The group sprang from a seminal book of the same name by sustainability visionary, Woody Tasch. As he pointed out, we all care about food. The New York chapter is connecting its members with food-related entrepreneurs and investors. They are also working on increasing access to capital for food companies who are trying to improve the sustainability of our food chain.

Slow money is a great example of a broad and growing grassroots movement to support and put money into smaller companies. For instance, we have recently learned of efforts in LA, Chicago, Western Massachusetts, and Colorado to funnel money into new sustainability-oriented ventures. This movement is also called “Common Good” investing. One of CSRHub’s board members – Ben Bingham – is currently launching a fund of positive impact funds that prioritize the common good (see www.3sistersinvest.com ) as part of 3Sisters Sustainable Management.

Sustainability-oriented entrepreneurs are planting the economic seeds of new crops of business models. Groups like slow money and these other funds are supplying the basic materials that new ventures need. Mentoring, marketing, and money are the basic soil and nutrients that make will make these new companies grow.

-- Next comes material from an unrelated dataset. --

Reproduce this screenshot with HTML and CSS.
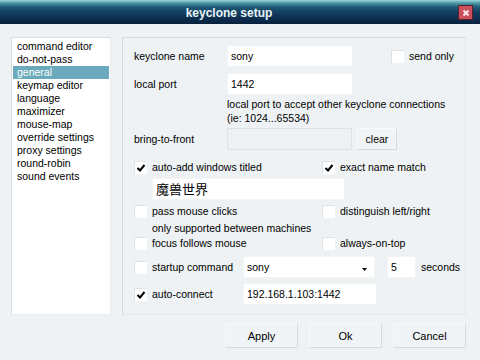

Bahar Gidwani is a Cofounder and CEO of CSRHub. Formerly, he was the CEO of New York-based Index Stock Imagery, Inc, from 1991 through its sale in 2006. He has built and run large technology-based businesses and has experience building a multi-million visitor Web site. Bahar holds a CFA, was a partner at Kidder, Peabody & Co., and worked at McKinsey & Co. Bahar has consulted to both large companies such as Citibank, GE, and Acxiom and a number of smaller software and Web-based companies. He has an MBA (Baker Scholar) from Harvard Business School and a BS in Astronomy and Physics (magna cum laude) from Amherst College. Bahar races sailboats, plays competitive bridge, and is based in New York City.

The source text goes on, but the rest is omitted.